**To be done**.
Extract word for word the lines of the listing from its start to the line holding "string[]; rows: Row[]", both ends kept; pictures are not part of the copy.

**Recorded information**.
[START]

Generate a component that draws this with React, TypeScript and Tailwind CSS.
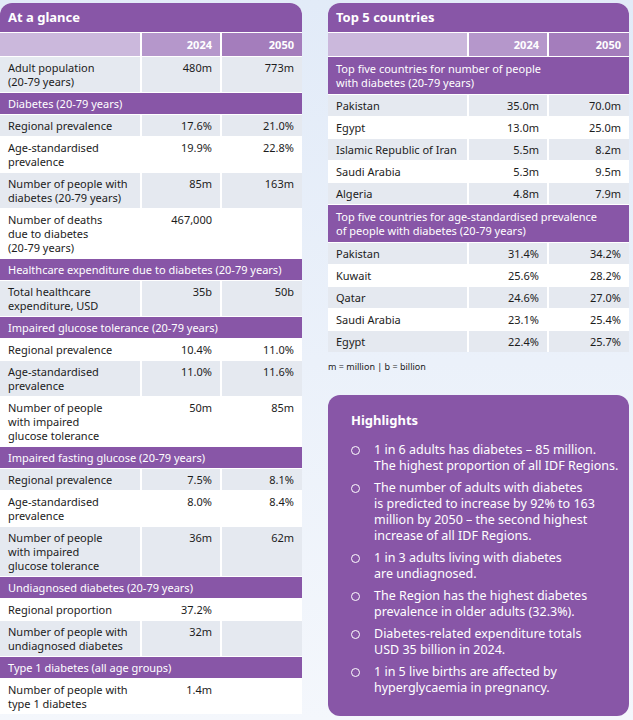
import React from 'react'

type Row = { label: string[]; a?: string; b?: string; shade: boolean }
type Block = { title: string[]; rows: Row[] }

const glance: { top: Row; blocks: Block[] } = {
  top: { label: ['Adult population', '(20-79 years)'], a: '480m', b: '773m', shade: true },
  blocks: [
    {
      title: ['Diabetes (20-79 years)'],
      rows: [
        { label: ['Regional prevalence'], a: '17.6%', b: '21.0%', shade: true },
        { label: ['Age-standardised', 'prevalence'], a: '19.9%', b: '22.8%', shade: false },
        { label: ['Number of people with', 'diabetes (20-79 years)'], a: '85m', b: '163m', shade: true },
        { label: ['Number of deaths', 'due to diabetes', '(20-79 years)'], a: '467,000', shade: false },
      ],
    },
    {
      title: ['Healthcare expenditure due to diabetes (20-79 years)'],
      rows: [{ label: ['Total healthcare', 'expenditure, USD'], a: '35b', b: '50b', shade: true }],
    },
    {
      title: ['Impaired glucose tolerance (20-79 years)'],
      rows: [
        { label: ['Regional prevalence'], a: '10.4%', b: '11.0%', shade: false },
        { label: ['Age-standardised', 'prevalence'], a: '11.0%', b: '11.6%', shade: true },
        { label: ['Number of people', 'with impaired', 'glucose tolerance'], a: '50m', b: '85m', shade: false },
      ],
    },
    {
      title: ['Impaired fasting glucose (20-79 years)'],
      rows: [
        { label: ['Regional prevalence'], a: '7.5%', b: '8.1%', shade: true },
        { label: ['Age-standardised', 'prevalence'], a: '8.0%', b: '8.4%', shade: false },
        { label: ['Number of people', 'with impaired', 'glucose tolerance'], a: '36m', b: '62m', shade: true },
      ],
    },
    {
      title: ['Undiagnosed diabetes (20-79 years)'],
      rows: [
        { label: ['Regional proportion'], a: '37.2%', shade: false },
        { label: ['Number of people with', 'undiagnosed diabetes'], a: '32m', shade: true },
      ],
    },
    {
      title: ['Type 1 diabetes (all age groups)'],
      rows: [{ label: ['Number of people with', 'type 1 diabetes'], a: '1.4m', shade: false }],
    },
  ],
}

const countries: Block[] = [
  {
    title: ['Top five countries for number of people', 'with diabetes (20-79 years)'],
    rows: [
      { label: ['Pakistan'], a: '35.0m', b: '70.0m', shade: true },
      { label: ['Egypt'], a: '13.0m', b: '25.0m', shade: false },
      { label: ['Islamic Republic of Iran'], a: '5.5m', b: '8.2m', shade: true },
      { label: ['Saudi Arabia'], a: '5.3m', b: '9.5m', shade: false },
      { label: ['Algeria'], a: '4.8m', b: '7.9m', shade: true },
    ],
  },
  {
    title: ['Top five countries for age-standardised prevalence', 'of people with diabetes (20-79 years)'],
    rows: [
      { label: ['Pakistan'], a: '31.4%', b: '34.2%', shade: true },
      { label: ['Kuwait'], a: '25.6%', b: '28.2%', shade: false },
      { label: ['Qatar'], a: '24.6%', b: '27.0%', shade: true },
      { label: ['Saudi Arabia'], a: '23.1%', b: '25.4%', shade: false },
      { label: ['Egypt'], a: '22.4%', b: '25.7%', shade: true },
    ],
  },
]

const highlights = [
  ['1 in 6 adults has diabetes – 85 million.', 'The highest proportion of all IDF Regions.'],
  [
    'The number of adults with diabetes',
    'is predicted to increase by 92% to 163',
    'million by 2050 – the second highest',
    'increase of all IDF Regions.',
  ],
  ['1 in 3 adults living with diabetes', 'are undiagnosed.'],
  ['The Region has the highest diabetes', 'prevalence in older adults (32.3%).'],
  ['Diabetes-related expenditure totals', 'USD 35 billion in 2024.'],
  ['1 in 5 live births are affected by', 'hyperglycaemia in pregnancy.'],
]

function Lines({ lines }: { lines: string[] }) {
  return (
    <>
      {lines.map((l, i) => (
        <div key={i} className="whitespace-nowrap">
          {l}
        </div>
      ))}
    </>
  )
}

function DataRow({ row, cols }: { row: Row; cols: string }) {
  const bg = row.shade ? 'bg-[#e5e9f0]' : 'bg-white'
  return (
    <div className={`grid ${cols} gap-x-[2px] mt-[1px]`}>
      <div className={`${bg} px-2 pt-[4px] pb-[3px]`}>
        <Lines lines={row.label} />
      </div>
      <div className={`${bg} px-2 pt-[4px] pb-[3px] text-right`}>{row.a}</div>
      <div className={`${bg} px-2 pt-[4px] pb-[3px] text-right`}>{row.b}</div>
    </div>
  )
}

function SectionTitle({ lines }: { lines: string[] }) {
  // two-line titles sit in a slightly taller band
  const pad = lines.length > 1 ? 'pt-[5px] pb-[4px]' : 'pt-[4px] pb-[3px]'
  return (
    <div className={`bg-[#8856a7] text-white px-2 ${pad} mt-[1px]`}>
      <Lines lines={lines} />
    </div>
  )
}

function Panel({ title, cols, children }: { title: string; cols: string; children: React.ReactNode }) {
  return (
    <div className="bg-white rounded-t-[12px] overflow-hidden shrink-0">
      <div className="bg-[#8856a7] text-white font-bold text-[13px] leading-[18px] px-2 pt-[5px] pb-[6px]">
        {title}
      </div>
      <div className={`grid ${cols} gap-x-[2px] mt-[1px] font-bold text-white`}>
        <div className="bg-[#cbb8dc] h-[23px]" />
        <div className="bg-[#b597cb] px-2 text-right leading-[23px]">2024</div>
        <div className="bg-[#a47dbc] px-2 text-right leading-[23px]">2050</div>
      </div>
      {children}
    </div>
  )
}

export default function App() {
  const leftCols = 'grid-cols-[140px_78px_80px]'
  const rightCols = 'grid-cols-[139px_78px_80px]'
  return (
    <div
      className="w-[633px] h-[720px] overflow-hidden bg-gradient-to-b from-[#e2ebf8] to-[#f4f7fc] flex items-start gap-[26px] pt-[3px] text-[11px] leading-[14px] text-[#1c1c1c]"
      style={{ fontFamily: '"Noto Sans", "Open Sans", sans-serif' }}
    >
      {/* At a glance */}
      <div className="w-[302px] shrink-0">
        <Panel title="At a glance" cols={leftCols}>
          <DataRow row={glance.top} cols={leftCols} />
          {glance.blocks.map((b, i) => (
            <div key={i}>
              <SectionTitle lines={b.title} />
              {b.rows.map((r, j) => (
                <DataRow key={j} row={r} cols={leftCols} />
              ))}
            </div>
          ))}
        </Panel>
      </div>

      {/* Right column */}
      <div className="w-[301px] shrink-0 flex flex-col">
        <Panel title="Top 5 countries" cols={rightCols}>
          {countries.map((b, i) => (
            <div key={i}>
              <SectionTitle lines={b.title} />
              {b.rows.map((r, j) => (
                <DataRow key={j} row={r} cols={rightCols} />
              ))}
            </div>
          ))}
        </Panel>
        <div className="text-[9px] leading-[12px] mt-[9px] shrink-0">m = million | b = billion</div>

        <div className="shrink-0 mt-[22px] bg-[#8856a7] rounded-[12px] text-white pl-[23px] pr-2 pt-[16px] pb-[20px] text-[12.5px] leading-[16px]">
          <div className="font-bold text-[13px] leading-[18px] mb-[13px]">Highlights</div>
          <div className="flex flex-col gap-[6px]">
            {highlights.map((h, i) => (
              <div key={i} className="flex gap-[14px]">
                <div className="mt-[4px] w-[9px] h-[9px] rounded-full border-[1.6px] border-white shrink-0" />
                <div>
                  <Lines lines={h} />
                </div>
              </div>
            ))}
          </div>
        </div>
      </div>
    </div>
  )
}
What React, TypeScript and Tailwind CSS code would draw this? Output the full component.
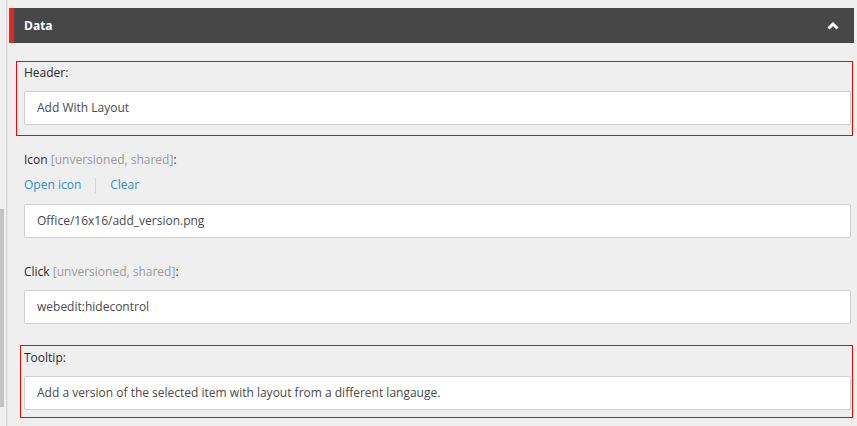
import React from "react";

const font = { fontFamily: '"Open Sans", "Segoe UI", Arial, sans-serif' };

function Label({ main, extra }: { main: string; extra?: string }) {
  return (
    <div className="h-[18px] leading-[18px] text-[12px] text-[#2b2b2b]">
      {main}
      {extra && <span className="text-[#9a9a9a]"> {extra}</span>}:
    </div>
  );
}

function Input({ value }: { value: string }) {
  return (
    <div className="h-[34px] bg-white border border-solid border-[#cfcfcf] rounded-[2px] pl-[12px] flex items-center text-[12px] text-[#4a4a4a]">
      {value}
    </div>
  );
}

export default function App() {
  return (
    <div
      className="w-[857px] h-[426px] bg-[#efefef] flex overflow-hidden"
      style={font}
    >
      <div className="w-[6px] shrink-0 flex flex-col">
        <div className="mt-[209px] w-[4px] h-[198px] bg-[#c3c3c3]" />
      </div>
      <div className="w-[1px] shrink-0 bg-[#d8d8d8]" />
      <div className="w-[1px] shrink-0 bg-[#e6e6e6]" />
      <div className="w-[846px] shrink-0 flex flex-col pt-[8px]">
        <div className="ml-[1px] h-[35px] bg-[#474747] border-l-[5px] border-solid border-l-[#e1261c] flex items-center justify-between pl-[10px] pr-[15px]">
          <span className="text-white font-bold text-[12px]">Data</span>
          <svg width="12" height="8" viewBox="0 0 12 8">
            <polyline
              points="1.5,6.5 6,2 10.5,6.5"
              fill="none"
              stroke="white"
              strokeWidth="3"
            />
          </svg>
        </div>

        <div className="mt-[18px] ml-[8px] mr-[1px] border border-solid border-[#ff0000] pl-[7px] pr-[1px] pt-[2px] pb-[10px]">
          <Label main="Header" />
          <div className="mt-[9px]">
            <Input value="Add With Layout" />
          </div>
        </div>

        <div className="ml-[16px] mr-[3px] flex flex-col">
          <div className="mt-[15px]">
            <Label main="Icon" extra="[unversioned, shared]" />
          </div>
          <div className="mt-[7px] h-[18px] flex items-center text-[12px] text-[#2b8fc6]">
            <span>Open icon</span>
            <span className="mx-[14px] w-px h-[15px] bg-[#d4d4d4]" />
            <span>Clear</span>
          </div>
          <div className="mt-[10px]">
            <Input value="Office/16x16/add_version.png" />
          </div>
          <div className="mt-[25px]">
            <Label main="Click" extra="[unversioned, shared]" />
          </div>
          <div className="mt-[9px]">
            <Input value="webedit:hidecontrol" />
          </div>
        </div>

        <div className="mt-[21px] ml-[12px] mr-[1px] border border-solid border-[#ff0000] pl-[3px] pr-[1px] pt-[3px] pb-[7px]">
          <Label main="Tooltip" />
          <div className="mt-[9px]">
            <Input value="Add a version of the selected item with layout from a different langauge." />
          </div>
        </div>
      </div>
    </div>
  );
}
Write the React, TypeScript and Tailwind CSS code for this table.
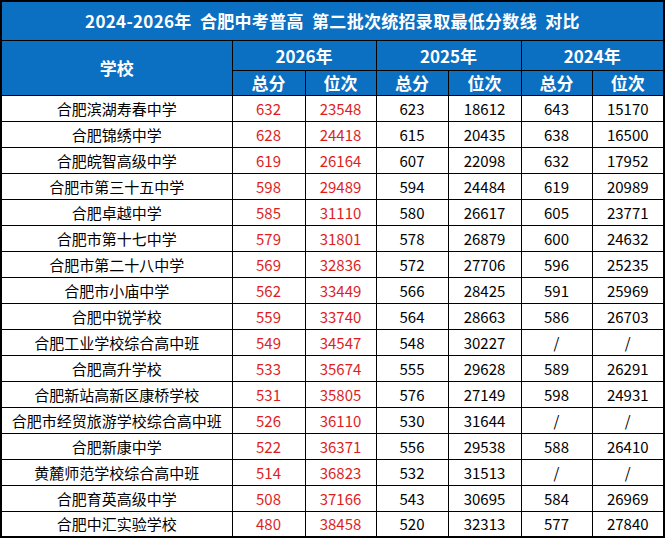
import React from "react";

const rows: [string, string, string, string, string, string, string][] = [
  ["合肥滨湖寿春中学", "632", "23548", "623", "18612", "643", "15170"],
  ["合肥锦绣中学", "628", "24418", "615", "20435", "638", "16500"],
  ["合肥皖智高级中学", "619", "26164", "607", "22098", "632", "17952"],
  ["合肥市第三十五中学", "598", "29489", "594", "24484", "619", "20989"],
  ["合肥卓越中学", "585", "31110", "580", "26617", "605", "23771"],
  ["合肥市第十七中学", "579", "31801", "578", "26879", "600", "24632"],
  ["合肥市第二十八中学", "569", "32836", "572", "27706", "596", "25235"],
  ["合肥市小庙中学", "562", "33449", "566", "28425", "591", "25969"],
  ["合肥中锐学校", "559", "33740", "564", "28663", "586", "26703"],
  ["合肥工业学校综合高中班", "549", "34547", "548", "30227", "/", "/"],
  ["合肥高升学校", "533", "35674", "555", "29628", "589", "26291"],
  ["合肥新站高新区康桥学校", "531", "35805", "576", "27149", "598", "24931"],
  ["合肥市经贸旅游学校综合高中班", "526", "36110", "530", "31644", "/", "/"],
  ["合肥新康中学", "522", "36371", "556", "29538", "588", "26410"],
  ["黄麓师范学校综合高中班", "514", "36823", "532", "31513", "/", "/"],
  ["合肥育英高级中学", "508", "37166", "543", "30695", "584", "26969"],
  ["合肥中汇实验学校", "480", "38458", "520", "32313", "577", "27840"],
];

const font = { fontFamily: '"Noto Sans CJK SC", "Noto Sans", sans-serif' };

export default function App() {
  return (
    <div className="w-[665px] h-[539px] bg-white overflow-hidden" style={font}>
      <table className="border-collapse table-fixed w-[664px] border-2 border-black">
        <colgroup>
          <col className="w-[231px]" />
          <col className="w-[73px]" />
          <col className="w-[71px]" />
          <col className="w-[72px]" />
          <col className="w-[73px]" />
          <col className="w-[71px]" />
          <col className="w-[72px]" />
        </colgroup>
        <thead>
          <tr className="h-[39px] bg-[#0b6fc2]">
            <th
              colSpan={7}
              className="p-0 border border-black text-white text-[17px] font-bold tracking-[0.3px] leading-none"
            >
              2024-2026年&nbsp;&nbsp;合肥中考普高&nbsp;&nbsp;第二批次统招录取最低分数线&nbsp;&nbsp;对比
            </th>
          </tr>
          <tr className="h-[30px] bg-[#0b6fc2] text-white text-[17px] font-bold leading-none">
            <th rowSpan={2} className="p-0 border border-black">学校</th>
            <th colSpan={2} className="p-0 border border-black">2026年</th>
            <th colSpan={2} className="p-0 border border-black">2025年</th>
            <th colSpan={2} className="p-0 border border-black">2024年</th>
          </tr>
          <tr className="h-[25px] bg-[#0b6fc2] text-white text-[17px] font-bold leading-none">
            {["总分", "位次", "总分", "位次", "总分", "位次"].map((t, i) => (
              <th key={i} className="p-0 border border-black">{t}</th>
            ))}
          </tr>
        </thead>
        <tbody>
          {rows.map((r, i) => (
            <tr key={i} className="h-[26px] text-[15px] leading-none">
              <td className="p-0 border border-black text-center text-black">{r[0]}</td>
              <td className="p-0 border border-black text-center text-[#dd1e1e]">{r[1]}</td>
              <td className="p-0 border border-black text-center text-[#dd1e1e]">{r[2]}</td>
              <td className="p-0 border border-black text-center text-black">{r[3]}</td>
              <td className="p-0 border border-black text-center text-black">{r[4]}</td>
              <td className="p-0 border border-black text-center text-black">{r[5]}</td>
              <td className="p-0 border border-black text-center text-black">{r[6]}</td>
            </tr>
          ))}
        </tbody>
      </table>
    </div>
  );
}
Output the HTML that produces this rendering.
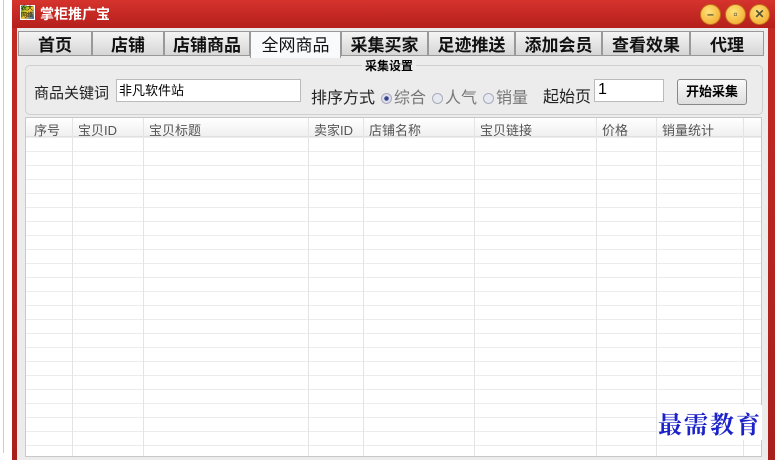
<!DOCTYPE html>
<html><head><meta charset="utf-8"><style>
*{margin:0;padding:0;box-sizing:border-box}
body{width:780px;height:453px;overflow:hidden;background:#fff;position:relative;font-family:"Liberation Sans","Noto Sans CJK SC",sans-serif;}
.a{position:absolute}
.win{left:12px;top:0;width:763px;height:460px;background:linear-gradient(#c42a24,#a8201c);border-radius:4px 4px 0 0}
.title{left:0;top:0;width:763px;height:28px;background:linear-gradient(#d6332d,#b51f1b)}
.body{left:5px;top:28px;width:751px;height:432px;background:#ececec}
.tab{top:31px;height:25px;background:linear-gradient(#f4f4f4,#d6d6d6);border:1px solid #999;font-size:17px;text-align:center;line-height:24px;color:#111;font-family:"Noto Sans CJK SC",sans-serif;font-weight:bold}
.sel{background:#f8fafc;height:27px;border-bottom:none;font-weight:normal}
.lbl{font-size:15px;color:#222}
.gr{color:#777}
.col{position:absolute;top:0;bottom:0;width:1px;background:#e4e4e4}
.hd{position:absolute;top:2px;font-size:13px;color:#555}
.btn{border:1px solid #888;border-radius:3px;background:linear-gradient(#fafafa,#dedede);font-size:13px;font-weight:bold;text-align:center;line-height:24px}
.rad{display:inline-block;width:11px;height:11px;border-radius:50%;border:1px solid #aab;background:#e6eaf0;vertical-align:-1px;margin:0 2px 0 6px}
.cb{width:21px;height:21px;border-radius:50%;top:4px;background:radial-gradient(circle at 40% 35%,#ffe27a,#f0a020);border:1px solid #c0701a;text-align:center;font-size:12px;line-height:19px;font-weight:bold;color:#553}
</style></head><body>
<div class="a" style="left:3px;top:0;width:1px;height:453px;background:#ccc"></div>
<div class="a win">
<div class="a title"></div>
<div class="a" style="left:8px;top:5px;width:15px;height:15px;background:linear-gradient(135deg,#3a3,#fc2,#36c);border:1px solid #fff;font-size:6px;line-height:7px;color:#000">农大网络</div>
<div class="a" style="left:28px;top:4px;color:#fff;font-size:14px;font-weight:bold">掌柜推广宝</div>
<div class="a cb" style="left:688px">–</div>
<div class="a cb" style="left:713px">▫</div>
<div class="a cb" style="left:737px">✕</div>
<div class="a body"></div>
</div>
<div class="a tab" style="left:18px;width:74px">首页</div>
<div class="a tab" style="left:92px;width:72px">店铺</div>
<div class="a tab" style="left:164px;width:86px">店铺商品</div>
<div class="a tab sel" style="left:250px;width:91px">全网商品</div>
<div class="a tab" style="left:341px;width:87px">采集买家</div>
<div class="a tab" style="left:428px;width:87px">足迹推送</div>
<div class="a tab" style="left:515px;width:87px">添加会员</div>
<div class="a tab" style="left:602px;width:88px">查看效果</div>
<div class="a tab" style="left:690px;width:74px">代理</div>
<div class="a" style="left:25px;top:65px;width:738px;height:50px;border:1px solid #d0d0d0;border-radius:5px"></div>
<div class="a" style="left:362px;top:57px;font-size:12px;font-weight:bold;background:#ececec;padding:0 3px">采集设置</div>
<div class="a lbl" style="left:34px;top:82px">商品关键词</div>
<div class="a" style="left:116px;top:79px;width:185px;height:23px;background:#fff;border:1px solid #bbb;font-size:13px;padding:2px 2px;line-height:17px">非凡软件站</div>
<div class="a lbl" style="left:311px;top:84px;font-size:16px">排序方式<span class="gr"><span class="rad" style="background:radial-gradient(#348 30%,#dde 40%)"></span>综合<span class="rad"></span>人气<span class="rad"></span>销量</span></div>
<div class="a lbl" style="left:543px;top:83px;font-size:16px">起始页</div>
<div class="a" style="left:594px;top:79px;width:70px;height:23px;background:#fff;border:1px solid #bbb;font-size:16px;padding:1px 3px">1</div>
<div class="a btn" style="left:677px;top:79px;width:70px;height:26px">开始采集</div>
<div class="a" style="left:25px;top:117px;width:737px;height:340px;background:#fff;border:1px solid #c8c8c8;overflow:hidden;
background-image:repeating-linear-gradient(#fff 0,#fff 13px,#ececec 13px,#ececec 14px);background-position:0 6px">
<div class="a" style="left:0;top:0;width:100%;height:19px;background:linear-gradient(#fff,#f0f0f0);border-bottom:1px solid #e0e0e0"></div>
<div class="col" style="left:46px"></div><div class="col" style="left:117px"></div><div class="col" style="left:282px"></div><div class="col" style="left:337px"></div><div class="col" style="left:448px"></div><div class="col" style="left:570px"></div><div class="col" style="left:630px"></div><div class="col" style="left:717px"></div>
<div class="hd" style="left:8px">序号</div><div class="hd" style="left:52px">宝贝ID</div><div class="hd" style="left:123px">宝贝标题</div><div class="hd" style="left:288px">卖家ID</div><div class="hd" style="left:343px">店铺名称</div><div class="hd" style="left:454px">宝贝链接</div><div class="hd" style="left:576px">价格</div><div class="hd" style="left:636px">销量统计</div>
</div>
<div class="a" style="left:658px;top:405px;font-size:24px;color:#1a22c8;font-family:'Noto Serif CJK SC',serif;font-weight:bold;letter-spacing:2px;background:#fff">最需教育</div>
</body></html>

[END]

**Output**.
Generate a component that draws this with React, TypeScript and Tailwind CSS.
import React from 'react'

type Row = { label: string[]; a?: string; b?: string; shade: boolean }
type Block = { title: string[]; rows: Row[] }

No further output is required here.